I’d normally get up very early to have lots of time to read through my notes – not simply so that I’m familiar with them, but so that I’m really clear about the simple, simple message. I could preach that with no notes (if I had to … but I’d never choose that option!). I want to pray myself into the text and into the people I’ll be speaking to.
9) What feedback structures do you utilise in improving on your preaching?
Nothing beats the regular feedback from a church staff – people I know and love, and who I know are absolutely committed to my good. My regular pattern was that the first 15-20mins in the weekly staff meeting would review the previous Sunday’s sermon.
The next best thing to that is giving feedback to others, because that keeps me analysing what makes good preaching.
10) What areas are you currently seeking to develop in your preaching?
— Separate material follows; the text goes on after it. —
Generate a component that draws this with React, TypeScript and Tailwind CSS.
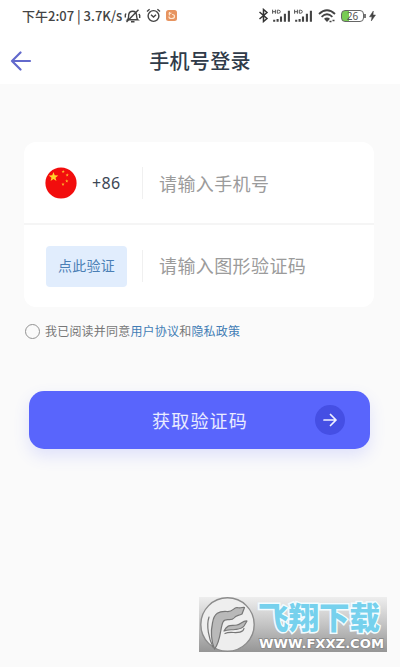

I want to be simpler. The main thing I notice when I look back at sermons I preached some years ago is that my sermons now are less jam-packed with ideas. I think congregations need to be told less to hear more. I always remember the advice of John Chapman: a book contains the maximum number of ideas in the minimum number of words … and a sermon is the exact opposite: the minimum number of ideas in the maximum number of words.
And that is my main piece of advice to younger preachers.
11) What do you do on the days your preaching did not go very well?
Someone told me that the loneliest place on earth is the bottom of the pulpit steps, immediately before and after preaching. That’s certainly my experience. I am absolutely exhausted after I’ve preached. Talking to people at the end of the service is hard work … but it is essential, so I simply won’t let myself run away (however much I might want to!). And in that ‘down in the dumps’ feel at home afterwards, I simply give myself a talking to: ‘Did you, to the best of your ability, tell people what the Bible says and means? Is the Bible powerful? Well, trust God and go to bed. Tomorrow is another day.’